Source excerpt -
'''

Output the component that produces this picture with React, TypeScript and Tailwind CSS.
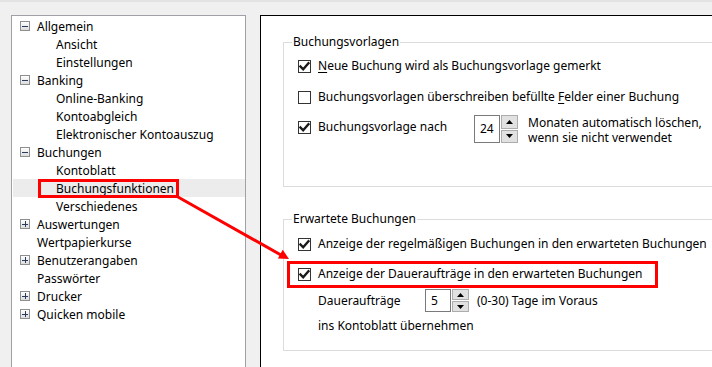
const font = { fontFamily: '"Noto Sans", "Open Sans", sans-serif' }

type TreeItem = { label: string; level: 0 | 1; expander?: 'minus' | 'plus'; selected?: boolean }

const tree: TreeItem[] = [
  { label: 'Allgemein', level: 0, expander: 'minus' },
  { label: 'Ansicht', level: 1 },
  { label: 'Einstellungen', level: 1 },
  { label: 'Banking', level: 0, expander: 'minus' },
  { label: 'Online-Banking', level: 1 },
  { label: 'Kontoabgleich', level: 1 },
  { label: 'Elektronischer Kontoauszug', level: 1 },
  { label: 'Buchungen', level: 0, expander: 'minus' },
  { label: 'Kontoblatt', level: 1 },
  { label: 'Buchungsfunktionen', level: 1, selected: true },
  { label: 'Verschiedenes', level: 1 },
  { label: 'Auswertungen', level: 0, expander: 'plus' },
  { label: 'Wertpapierkurse', level: 0 },
  { label: 'Benutzerangaben', level: 0, expander: 'plus' },
  { label: 'Passwörter', level: 0 },
  { label: 'Drucker', level: 0, expander: 'plus' },
  { label: 'Quicken mobile', level: 0, expander: 'plus' },
]

const Expander = ({ kind }: { kind: 'minus' | 'plus' }) => (
  <div className="relative w-[10px] h-[10px] border border-[#8e8f8f] bg-gradient-to-b from-white to-[#dcdcdc]">
    <div className="absolute left-[1px] right-[1px] top-[3.5px] h-[1px] bg-[#2a3a5c]" />
    {kind === 'plus' && <div className="absolute top-[1px] bottom-[1px] left-[3.5px] w-[1px] bg-[#2a3a5c]" />}
  </div>
)

const Check = ({ checked }: { checked: boolean }) => (
  <div className="w-[13px] h-[13px] border border-[#333333] bg-white flex items-center justify-center shrink-0">
    {checked && (
      <svg width="11" height="11" viewBox="0 0 11 11">
        <path d="M1.5 5.5 L4.2 8.3 L9.5 2.2" fill="none" stroke="#1a1a1a" strokeWidth="2.4" strokeLinecap="square" />
      </svg>
    )}
  </div>
)

const Spin = ({ value, h }: { value: string; h: number }) => (
  <div className="flex" style={{ height: h }}>
    <div className="w-[26px] h-full border border-[#7a7a7a] bg-white pl-[5px] flex items-center">{value}</div>
    <div className="ml-[1px] w-[17px] h-full flex flex-col gap-[1px]">
      <div className="flex-1 border border-[#adadad] bg-[#e1e1e1] flex items-center justify-center">
        <svg width="7" height="4" viewBox="0 0 7 4"><path d="M0 4 L3.5 0 L7 4Z" fill="#000" /></svg>
      </div>
      <div className="flex-1 border border-[#adadad] bg-[#e1e1e1] flex items-center justify-center">
        <svg width="7" height="4" viewBox="0 0 7 4"><path d="M0 0 L3.5 4 L7 0Z" fill="#000" /></svg>
      </div>
    </div>
  </div>
)

const CheckRow = ({ checked, children, className = '' }: { checked: boolean; children: React.ReactNode; className?: string }) => (
  <div className={`flex items-center h-[16px] ${className}`}>
    <Check checked={checked} />
    <span className="ml-[7px] whitespace-nowrap">{children}</span>
  </div>
)

const GroupLabel = ({ text }: { text: string }) => (
  <div className="-mt-[9px] ml-[8px] px-[1px] bg-white w-fit h-[16px] leading-[16px]">{text}</div>
)

export default function App() {
  return (
    <div
      className="relative w-[712px] h-[367px] overflow-hidden bg-[#f0f0f0] border-t-2 border-[#e3e3e3] text-[12px] text-black leading-[16px]"
      style={font}
    >
      <div className="flex mt-[13px] ml-[11px] gap-[14px] h-[400px]">
        <div className="w-[235px] shrink-0 border border-[#a0a0a8] bg-white pt-[1px]">
          {tree.map((item) => (
            <div
              key={item.label}
              className={`h-[18px] flex items-center ${item.selected ? 'bg-[#ececec] ml-[1px]' : ''} ${
                item.level === 0 ? 'pl-[8px]' : 'pl-[44px]'
              }`}
            >
              {item.level === 0 && (
                <div className="w-[17px] shrink-0">{item.expander && <Expander kind={item.expander} />}</div>
              )}
              <span className={`whitespace-nowrap pt-[2px] ${item.selected ? '-ml-[1px]' : ''}`}>{item.label}</span>
            </div>
          ))}
        </div>

        <div className="flex-1 border-t border-l border-black bg-white pl-[22px] pt-[26px]">
          <div className="w-[460px] h-[145px] border border-[#dcdcdc]">
            <GroupLabel text="Buchungsvorlagen" />
            <div className="pl-[14px]">
              <CheckRow checked className="mt-[8px]">
                <span className="underline underline-offset-2">N</span>eue Buchung wird als Buchungsvorlage gemerkt
              </CheckRow>
              <CheckRow checked={false} className="mt-[15px]">
                Buchungsvorlagen überschreiben befüllte <span className="underline underline-offset-2">F</span>elder einer Buchung
              </CheckRow>
              <div className="flex items-start mt-[10px]">
                <CheckRow checked className="w-[176px] mt-[4px]">
                  Buchungsvorlage nach
                </CheckRow>
                <Spin value="24" h={28} />
                <div className="ml-[10px] whitespace-nowrap">
                  <div className="h-[15px] leading-[15px]">Monaten automatisch löschen,</div>
                  <div className="h-[15px] leading-[15px]">wenn sie nicht verwendet</div>
                </div>
              </div>
            </div>
          </div>

          <div className="mt-[32px] w-[460px] h-[132px] border border-[#dcdcdc]">
            <GroupLabel text="Erwartete Buchungen" />
            <div className="pl-[14px]">
              <CheckRow checked className="mt-[9px]">
                Anzeige der regelmäßigen Buchungen in den erwarteten Buchungen
              </CheckRow>
              <CheckRow checked className="mt-[14px]">
                Anzeige der Daueraufträge in den erwarteten Buchungen
              </CheckRow>
              <div className="flex items-center mt-[7px] pl-[20px]">
                <span className="w-[107px]">Daueraufträge</span>
                <Spin value="5" h={23} />
                <span className="ml-[8px] whitespace-nowrap">(0-30) Tage im Voraus</span>
              </div>
              <div className="pl-[20px] mt-[6px]">ins Kontoblatt übernehmen</div>
            </div>
          </div>
        </div>
      </div>

      {/* red annotations */}
      <div className="absolute left-[38px] top-[177px] w-[141px] h-[19px] border-[3px] border-[#ff0000]" />
      <div className="absolute left-[287px] top-[259px] w-[371px] h-[27px] border-[3px] border-[#ff0000]" />
      <svg className="absolute left-0 top-0" width="712" height="367" style={{ top: -2 }}>
        <line x1="178" y1="197" x2="281" y2="255" stroke="#ff0000" strokeWidth="3" />
        <polygon points="289,259 277.9,258.5 282.7,249.7" fill="#ff0000" />
      </svg>
    </div>
  )
}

'''

Instruction - Restate the data word for word from its first line through the line with "string; level: 0", leaving out any picture along the way.

The completed task -
Output the component that produces this picture with React, TypeScript and Tailwind CSS.
const font = { fontFamily: '"Noto Sans", "Open Sans", sans-serif' }

type TreeItem = { label: string; level: 0 | 1; expander?: 'minus' | 'plus'; selected?: boolean }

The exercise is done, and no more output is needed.